One of the most troubling developments in the current debate on religion and politics is the renewed characterization of liberal democracy as a bigger threat to Christian morality than any other political system. This is not just a return of the old legitimist doctrine that nondemocratic systems and monarchies are more Christian than democracies; rather, it’s a general crisis of the theological-political alignments of the twentieth century. Catholic anti-liberalism is trying once again to cast serious doubts on the idea that democracy and Christianity are even compatible. This is a sign that what Ross Douthat has called “the John Paul II synthesis” is in crisis, while demonstrating as well that John Paul II was not a neo-conservative pope.
In Tertio millennio adveniente (1994), his apostolic letter introducing the church to the third millennium, John Paul II wrote that “the Second Vatican Council is often considered as the beginning of a new era in the life of the Church. This is true, but at the same time it is difficult to overlook the fact that the Council drew much from the experiences and reflections of the immediate past, especially from the intellectual legacy left by Pius XII” (italics in the original).

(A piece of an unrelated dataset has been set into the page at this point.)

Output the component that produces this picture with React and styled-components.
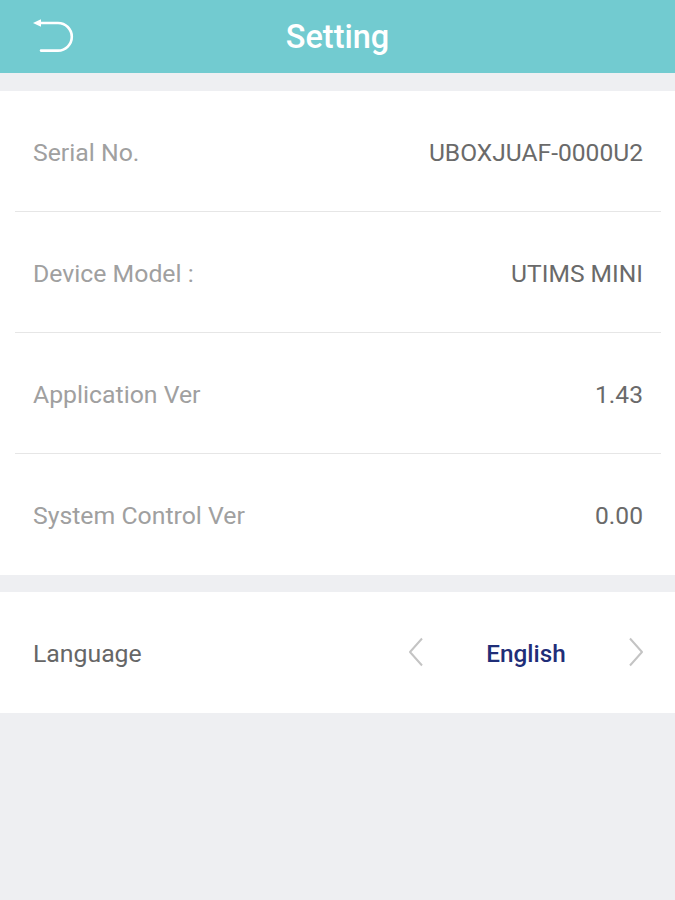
import React from 'react'
import styled, { createGlobalStyle } from 'styled-components'

const GlobalStyle = createGlobalStyle`
  html, body {
    margin: 0;
    padding: 0;
    background: #eeeff2;
  }
  body {
    font-family: Roboto, 'Liberation Sans', sans-serif;
  }
`

const rows = [
  { label: 'Serial No.', value: 'UBOXJUAF-0000U2' },
  { label: 'Device Model :', value: 'UTIMS MINI' },
  { label: 'Application Ver', value: '1.43' },
  { label: 'System Control Ver', value: '0.00' },
]

const BackIcon = () => (
  <svg width='44' height='38' viewBox='0 0 44 38' fill='none'>
    <path d='M1 5 L9 1.2 L9 8.8 Z' fill='#fff' />
    <path
      d='M8 5 H26 A13.8 13.8 0 0 1 26 32.6 H9'
      stroke='#fff'
      strokeWidth='2.6'
      strokeLinecap='round'
    />
  </svg>
)

const Chevron = ({ dir }) => (
  <svg width='18' height='30' viewBox='0 0 18 30' fill='none'>
    <path
      d={dir === 'left' ? 'M15 1.5 L3 15 L15 28.5' : 'M3 1.5 L15 15 L3 28.5'}
      stroke='#c4c4c4'
      strokeWidth='2'
      strokeLinejoin='round'
    />
  </svg>
)

const App = () => {
  return (
    <Page>
      <GlobalStyle />
      <Header>
        <BackButton>
          <BackIcon />
        </BackButton>
        <Title>Setting</Title>
        <span />
      </Header>
      <Section $top='18px'>
        {rows.map((r, i) => (
          <Row key={r.label} $divider={i < rows.length - 1}>
            <Label>{r.label}</Label>
            <Value>{r.value}</Value>
          </Row>
        ))}
      </Section>
      <Section $top='17px'>
        <Row>
          <Label $dark>Language</Label>
          <Picker>
            <Chevron dir='left' />
            <PickValue>English</PickValue>
            <Chevron dir='right' />
          </Picker>
        </Row>
      </Section>
    </Page>
  )
}

export default App

const Page = styled.div`
  min-height: 900px;
  background: #eeeff2;
`

const Header = styled.header`
  height: 73px;
  background: #72cbd0;
  display: grid;
  grid-template-columns: 1fr auto 1fr;
  align-items: center;
`

const BackButton = styled.div`
  padding-left: 32px;
  padding-top: 1px;
  display: flex;
  align-items: center;
`

const Title = styled.h1`
  margin: 0;
  color: #fff;
  font-size: 32.5px;
  font-weight: 500;
`

const Section = styled.section`
  margin-top: ${(p) => p.$top};
  background: #fff;
  padding: 0 14px 0 15px;
`

const Row = styled.div`
  height: 120px;
  padding: 0 18px;
  display: flex;
  align-items: center;
  justify-content: space-between;
  border-bottom: ${(p) => (p.$divider ? '1px solid #e6e6e6' : '1px solid transparent')};
`

const Label = styled.span`
  font-size: 24.8px;
  padding-top: 2px;
  color: ${(p) => (p.$dark ? '#666' : '#a0a0a0')};
`

const Value = styled.span`
  font-size: 24.6px;
  padding-top: 2px;
  color: #6a6a6a;
`

const Picker = styled.div`
  width: 238px;
  display: flex;
  align-items: center;
  justify-content: space-between;
  margin-right: -2px;
`

const PickValue = styled.span`
  font-size: 24.3px;
  font-weight: 500;
  padding-top: 2px;
  color: #1f2e78;
`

In that legacy there is also Pope Pius XII’s radio message of December 1944, what French historian Jean-Dominique Durand has called the pontiff’s “baptism of democracy.” Delivering it on the eve of the last Christmas during World War II, Pius XII said:
[U]nder the sinister glow of the war that surrounds them, in the burning heat of the furnace in which they are imprisoned, the peoples have awakened from a long torpor. They confronted the state and faced their rulers with a new, questioning, critical, wary attitude. Tempered by a bitter experience, they oppose with greater impetus to the monopolies of a dictatorial power, unquestionable and intangible, and demand a system of government, which is more compatible with the dignity and freedom of citizens.
Pius XII quoted Leo XIII’s encyclical Libertas (1888), which affirmed that “it is not of itself wrong to prefer a democratic form of government, if only the Catholic doctrine be maintained as to the origin and exercise of power. Of the various forms of government, the Church does not reject any that are fitted to procure the welfare of the subject; she wishes only—and this nature itself requires—that they should be constituted without involving wrong to any one, and especially without violating the rights of the Church.”
Less than four months after the death of Pius XII, his successor, John XXIII, announced the Second Vatican Council—whose teachings on the social and political message of the church are often ignored or avoided by Catholics who talk about the church’s disposition towards the political question, even though Vatican II is integral part of the Catholic tradition and of the official teaching of the church. For neo-traditionalists, the problem is that Vatican II substantially redefined “the rights of the church.” It elaborated a theology of the secular world and founded on the Catholic “baptism of democracy” celebrated towards the end of World War II—while adding significant new elements to it, especially freedom of religion, freedom of conscience, and a post-Hiroshima theology of war and peace. Building on John XXIII’s last encyclical, Pacem in terris (April 11, 1963), Vatican II ushered in a new understanding of the Catholic view of the secular nation-state, democracy, and individual rights, especially in the pastoral constitution Gaudium et spes and the declaration on religious liberty Dignitatis humanae. It was a theology growing out the defeat of totalitarianism and authoritarianism (which, until the war, many Catholics supported) in Western Europe and the rejection of communism dominating Eastern Europe, Russia, and China. The Catholic Church came to terms with the new international, post-colonial, liberal-democratic order: it was officially post-fascist and anti-communist, despite the institutional church’s support for some fascist regimes (Spain, Portugal, Latin America) even long after the end of Vatican II, and despite the fact that millions of Catholics in Western Europe voted for communist parties.